El jueves 2 de noviembre hacia la una de la tarde, un vendedor ambulante atropelló a mi mamá con su carretilla de madera convertida en un incontrolable armatoste. La golpeó y la tiró al suelo, mientras ella gritaba inútilmente para que se detuviera. Increpado por la gente buena que corrió a ayudarla, exclamó “no la vi, abuelita”, y siguió en lo suyo.

Cualquier clase de impacto es deletéreo cuando estás a punto de cumplir 93 años, has vuelto al tamaño que tenías cuando eras una niña y luchas para que tu estructura ósea no se desmantele como un armazón de cristal. Pero insistes tercamente en el movimiento como una expresión de vida, bendición e infortunio al mismo tiempo  cuando vas por los andenes de Bogotá, a los que la canción “Juanito Alimaña” les cae como anillo al dedo:

La calle es una selva de cemento / y de fieras salvajes, cómo no / ya no hay quién salga loco de contento / dondequiera te espera lo peor”.

No queremos ver la realidad: Bogotá está perdida. Aquella otrora ciudad de esperanza es un caos. Los andenes en los que se pretendió instalar la dignidad del peatón son un infierno de peligros acechantes.

El punto donde ocurrió el accidente es un pandemonio. El puente peatonal de la calle 150 con Autopista Norte, que accede también a Transmilenio, es una orgía de vendedores invasores, mendigos y caminantes embalados, que desembocan en espacios grotescos. De la anarquía hacen parte peatones, vendedores ambulantes, bicicletas, bicitaxis,motos, ovnis… Todos frenéticos en una superficie escasa, deteriorada y sinuosa. No hay ley ni norma, ni autoridad ni orden. Esa situación se repite en todos los puentes peatonales, mucho más si padecen las corrientes enfebrecidas de TransMilenio.
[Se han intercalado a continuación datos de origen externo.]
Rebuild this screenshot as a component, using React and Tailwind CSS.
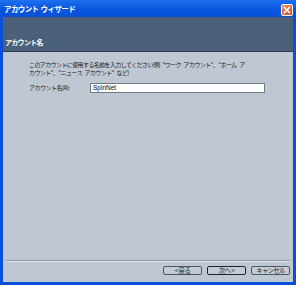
export default function App() {
  const jp = { fontFamily: '"Noto Sans CJK JP", "Noto Sans", sans-serif' };
  return (
    <div className="w-[296px] h-[285px] flex flex-col bg-[#0a4fd8] overflow-hidden" style={jp}>
      {/* title bar */}
      <div className="h-[17px] shrink-0 flex items-center justify-between pl-[4px] pr-[3px] bg-gradient-to-b from-[#1f6ff0] via-[#0a57e0] to-[#0750d6]">
        <span className="text-white text-[7.5px] font-bold leading-none tracking-[-0.6px] [word-spacing:1px]">アカウント ウィザード</span>
        <div className="w-[12px] h-[12px] mt-[2px] rounded-[2px] border border-white bg-gradient-to-br from-[#f08a5c] to-[#d6431c] flex items-center justify-center">
          <svg width="8" height="8" viewBox="0 0 8 8">
            <path d="M1.5 1.5 L6.5 6.5 M6.5 1.5 L1.5 6.5" stroke="white" strokeWidth="1.6" strokeLinecap="square" />
          </svg>
        </div>
      </div>
      {/* client */}
      <div className="flex-1 flex flex-col mx-[3px] mb-[3px] bg-[#bfc8d2]">
        <div className="h-[35px] shrink-0 bg-[#4b6179] border-b border-[#2d3a48] pl-[2px] pt-[9px]">
          <span className="text-white text-[7px] font-bold leading-none tracking-[-0.7px]">アカウント名</span>
        </div>
        <div className="flex-1 flex flex-col pl-[26px] pt-[9px]">
          <div className="text-[6px] leading-[7.5px] text-[#1a1a1a] tracking-[-0.6px] [word-spacing:2px] whitespace-pre">
            <div>{'このアカウントに使用する名前を入力してください(例 "ワーク アカウント"、"ホーム ア'}</div>
            <div>{'カウント"、"ニュース アカウント" など)'}</div>
          </div>
          <div className="flex items-center mt-[7px]">
            <span className="w-[61px] text-[6px] leading-none text-[#1a1a1a] tracking-[-0.5px] whitespace-nowrap">アカウント名(A):</span>
            <div className="w-[175px] h-[10px] bg-white border border-[#6f7c88] flex items-center pl-[2px]">
              <span className="text-[6.5px] leading-none text-black" style={{ fontFamily: '"Liberation Sans", sans-serif' }}>SpinNet</span>
            </div>
          </div>
          <div className="flex-1" />
        </div>
        <div className="mx-[3px] h-[2px] shrink-0 border-t border-[#8c98a3] border-b-white/60 border-b" />
        <div className="h-[20px] shrink-0 flex items-start justify-end gap-[5px] pr-[3px] pt-[4px]">
          <div className="w-[39px] h-[9px] rounded-[2px] border border-[#4a5663] bg-[#c3ccd5] flex items-center justify-center text-[6.5px] leading-none text-[#222] tracking-[-0.6px]">&lt; 戻る</div>
          <div className="w-[39px] h-[9px] rounded-[2px] border border-[#1b2430] bg-[#c3ccd5] flex items-center justify-center text-[6.5px] leading-none text-[#222] tracking-[-0.6px]">次へ &gt;</div>
          <div className="w-[39px] h-[9px] rounded-[2px] border border-[#4a5663] bg-[#c3ccd5] flex items-center justify-center text-[6.5px] leading-none text-[#222] tracking-[-0.8px]">キャンセル</div>
        </div>
      </div>
    </div>
  );
}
Por supuesto en esa jungla infame, y con esa pérdida absoluta de calidad de vida que hemos sufrido en la capital, hay personas que tienen ninguna o muy escasa probabilidad de sobrevivir. Los discapacitados, los niños, las personas que no alcanzan las condiciones atléticas que se requieren para andar por Bogotá y los ancianos. Estos últimos están siendo arrasados no solo por la maquinaria infernal del afán sino por la hostilidad ubicua de la ciudad.
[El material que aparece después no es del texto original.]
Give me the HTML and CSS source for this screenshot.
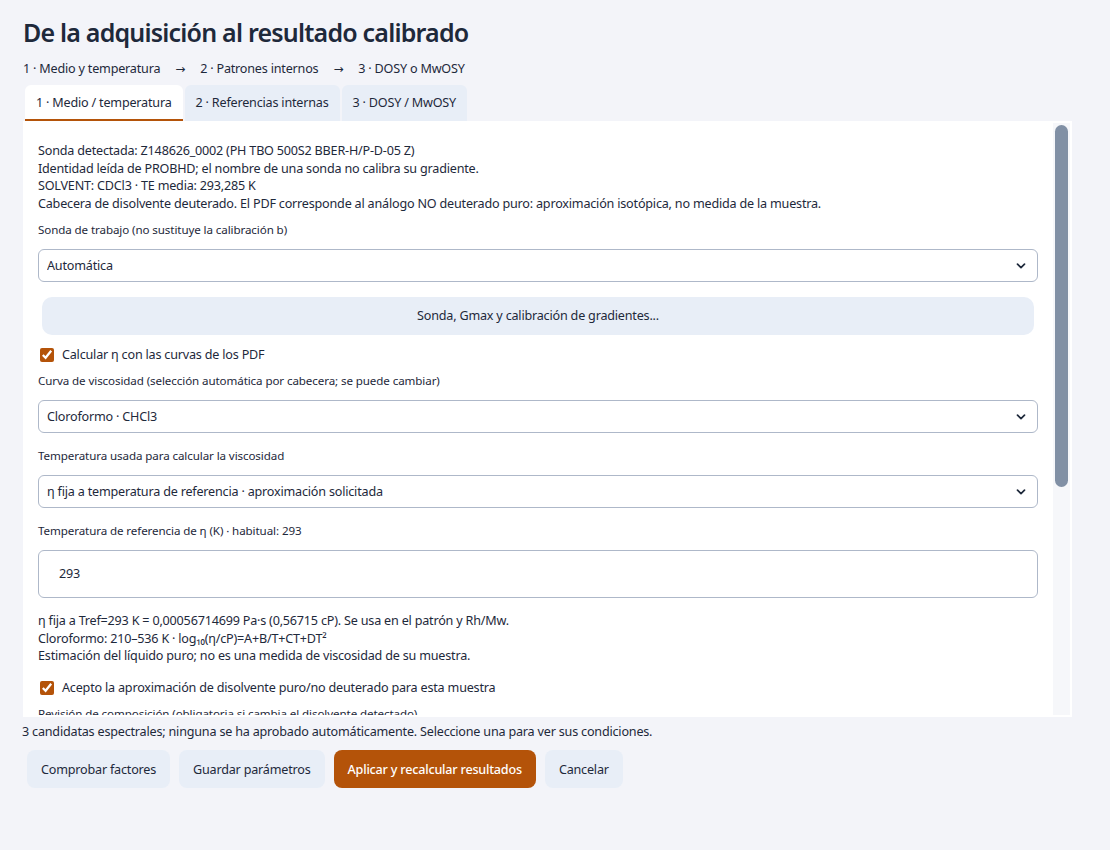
FILE: index.html
```html
<!DOCTYPE html>
<html lang="es">
<head>
<meta charset="utf-8">
<title>De la adquisición al resultado calibrado</title>
<link rel="stylesheet" href="styles.css">
</head>
<body>
<main class="page">
  <h1 class="title">De la adquisición al resultado calibrado</h1>
  <div class="steps">
    <span>1 · Medio y temperatura</span>
    <span class="arrow">→</span>
    <span>2 · Patrones internos</span>
    <span class="arrow">→</span>
    <span>3 · DOSY o MwOSY</span>
  </div>
  <nav class="tabs">
    <button class="tab tab-active">1 · Medio / temperatura</button>
    <button class="tab">2 · Referencias internas</button>
    <button class="tab">3 · DOSY / MwOSY</button>
  </nav>
  <section class="panel">
    <div class="scroll">
      <div class="info">
        <div>Sonda detectada: Z148626_0002 (PH TBO 500S2 BBER-H/P-D-05 Z)</div>
        <div>Identidad leída de PROBHD; el nombre de una sonda no calibra su gradiente.</div>
        <div>SOLVENT: CDCl3 · TE media: 293,285 K</div>
        <div>Cabecera de disolvente deuterado. El PDF corresponde al análogo NO deuterado puro: aproximación isotópica, no medida de la muestra.</div>
      </div>

      <label class="field-label first">Sonda de trabajo (no sustituye la calibración b)</label>
      <div class="select-wrap">
        <select class="select"><option>Automática</option></select>
        <svg class="chev" width="10" height="6" viewBox="0 0 10 6"><path d="M1.5 1.2l3.5 3.5 3.5-3.5" fill="none" stroke="#1e293b" stroke-width="1.7" stroke-linecap="round" stroke-linejoin="round"/></svg>
      </div>

      <button class="wide-btn">Sonda, Gmax y calibración de gradientes...</button>

      <label class="check check-1"><input type="checkbox" checked> <span>Calcular η con las curvas de los PDF</span></label>

      <label class="field-label tight">Curva de viscosidad (selección automática por cabecera; se puede cambiar)</label>
      <div class="select-wrap">
        <select class="select"><option>Cloroformo · CHCl3</option></select>
        <svg class="chev" width="10" height="6" viewBox="0 0 10 6"><path d="M1.5 1.2l3.5 3.5 3.5-3.5" fill="none" stroke="#1e293b" stroke-width="1.7" stroke-linecap="round" stroke-linejoin="round"/></svg>
      </div>

      <label class="field-label">Temperatura usada para calcular la viscosidad</label>
      <div class="select-wrap">
        <select class="select"><option>η fija a temperatura de referencia · aproximación solicitada</option></select>
        <svg class="chev" width="10" height="6" viewBox="0 0 10 6"><path d="M1.5 1.2l3.5 3.5 3.5-3.5" fill="none" stroke="#1e293b" stroke-width="1.7" stroke-linecap="round" stroke-linejoin="round"/></svg>
      </div>

      <label class="field-label">Temperatura de referencia de η (K) · habitual: 293</label>
      <input class="input" type="text" value="293">

      <div class="info note">
        <div>η fija a Tref=293 K = 0,00056714699 Pa·s (0,56715 cP). Se usa en el patrón y Rh/Mw.</div>
        <div>Cloroformo: 210–536 K · log₁₀(η/cP)=A+B/T+CT+DT²</div>
        <div>Estimación del líquido puro; no es una medida de viscosidad de su muestra.</div>
      </div>

      <label class="check check-2"><input type="checkbox" checked> <span>Acepto la aproximación de disolvente puro/no deuterado para esta muestra</span></label>

      <label class="field-label tight">Revisión de composición (obligatoria si cambia el disolvente detectado)</label>
      <div class="select-wrap">
        <select class="select"><option>Sin cambios · CDCl3</option></select>
        <svg class="chev" width="10" height="6" viewBox="0 0 10 6"><path d="M1.5 1.2l3.5 3.5 3.5-3.5" fill="none" stroke="#1e293b" stroke-width="1.7" stroke-linecap="round" stroke-linejoin="round"/></svg>
      </div>
    </div>
    <div class="track"><div class="thumb"></div></div>
  </section>
  <p class="status">3 candidatas espectrales; ninguna se ha aprobado automáticamente. Seleccione una para ver sus condiciones.</p>
  <div class="actions">
    <button class="btn">Comprobar factores</button>
    <button class="btn">Guardar parámetros</button>
    <button class="btn btn-primary">Aplicar y recalcular resultados</button>
    <button class="btn">Cancelar</button>
  </div>
</main>
</body>
</html>
```

FILE: styles.css
```css
* { box-sizing: border-box; }

html, body {
  margin: 0;
  background: #f3f4f9;
}

body {
  font-family: "Noto Sans", "Open Sans", sans-serif;
  color: #1e293b;
  font-size: 12.6px;
  letter-spacing: -0.2px;
}

.page {
  padding: 14px 38px 0 23px;
}

.title {
  margin: 0;
  font-size: 25px;
  line-height: 36px;
  font-weight: 600;
  color: #1e293b;
  letter-spacing: -0.8px;
}

.steps {
  display: flex;
  margin-top: 10px;
  line-height: 18px;
  color: #1e293b;
}

.steps .arrow {
  font-family: "DejaVu Sans", sans-serif;
  font-size: 12px;
  margin: 0 15px;
}

.tabs {
  display: flex;
  gap: 2px;
  margin-top: 7px;
  padding-left: 2px;
}

.tab {
  font: inherit;
  letter-spacing: inherit;
  color: #1e293b;
  background: #e8eef7;
  border: 0;
  border-bottom: 2px solid transparent;
  border-radius: 6px 6px 0 0;
  height: 36px;
  padding: 0 11px;
  cursor: pointer;
}

.tab-active {
  background: #ffffff;
  border-bottom-color: #b45309;
}

.panel {
  display: flex;
  background: #ffffff;
  padding: 2px 2px 2px 0;
  height: 596px;
}

.scroll {
  flex: 1;
  min-width: 0;
  overflow: hidden;
  padding: 19px 15px 20px 15px;
}

.track {
  flex: 0 0 17px;
  background: #f6f7fa;
  padding: 2px;
}

.thumb {
  height: 362px;
  background: #8190a5;
  border-radius: 7px;
}

.info {
  line-height: 17.7px;
}

.field-label {
  display: block;
  font-size: 11.6px;
  letter-spacing: -0.1px;
  line-height: 16px;
  margin: 10px 0 11px;
}

.field-label.first {
  margin-top: 9px;
}

.field-label.tight {
  margin-top: 8px;
}

.select-wrap {
  position: relative;
}

.select {
  display: block;
  width: 100%;
  height: 33px;
  appearance: none;
  -webkit-appearance: none;
  font: inherit;
  letter-spacing: inherit;
  color: #1e293b;
  background: #ffffff;
  border: 1px solid #aeb8c9;
  border-radius: 6px;
  padding: 0 30px 0 8px;
}

.chev {
  position: absolute;
  right: 12px;
  top: 14px;
  pointer-events: none;
}

.select-wrap + .field-label,
.input + .field-label {
  margin-top: 15px;
}

.wide-btn {
  display: block;
  width: calc(100% - 8px);
  margin: 15px 4px 0;
  height: 38px;
  border: 0;
  border-radius: 10px;
  background: #e8eef7;
  font: inherit;
  letter-spacing: inherit;
  color: #1e293b;
}

.check {
  display: flex;
  align-items: center;
  height: 20px;
  margin-top: 10px;
  padding-left: 2px;
}

.check input {
  margin: 0 8px 0 0;
  width: 14px;
  height: 14px;
  accent-color: #b45309;
}

.check-2 {
  margin-top: 13px;
}

.input {
  display: block;
  width: 100%;
  height: 48px;
  font: inherit;
  letter-spacing: inherit;
  color: #1e293b;
  border: 1px solid #aeb8c9;
  border-radius: 6px;
  padding: 0 20px;
}

.note {
  margin-top: 14px;
}

.status {
  margin: 6px 0 0 -1px;
  line-height: 18px;
}

.actions {
  display: flex;
  gap: 9px;
  margin-top: 9px;
  padding-left: 4px;
}

.btn {
  font: inherit;
  letter-spacing: inherit;
  color: #1e293b;
  background: #e8eef7;
  border: 0;
  border-radius: 8px;
  height: 38px;
  padding: 0 14px;
}

.btn-primary {
  background: #b45309;
  color: #ffffff;
  font-weight: 500;
}
```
Pude percibir también en este trance que representó para mi mamá el reemplazo de su cadera derecha,  y que demandará una larga convalecencia, la realidad de las ambulancias y sus negativas tajantes para atender eventos que no configuren una urgencia dramática. Tres médicos del Grupo Emi (¡Emergencia Médica Integral!) diagnosticaron a mi madre con una “contusión muscular”, y la dejaron tres días con la cadera fracturada, negándose a ordenarle una ambulancia para conducirla a un hospital y brindarle el insumo mínimo para validar su dictamen: una radiografía. Completaron su charada manifestando que ellos llevan al paciente a la clínica como parte del plan, pero hay que pagar para devolverla a la casa, aunque tenga la emergencia de no poder caminar. Convendría a quienes tienen planes pagos de asistencia conocer el articulado minúsculo de sus contratos y las condiciones exactas de la prestación de servicios.

Que este vendedor callejero no viera a mi mamá, y se la llevara por delante con su descuido, significó, simplemente, que le quitó la media vida que representaba su heroica autonomía. No volverá a ser la misma. Cebarme en él es inútil. Sobrevive en la urbe sin Dios ni Ley, de gente buena, claro, y de fieras salvajes, cómo no.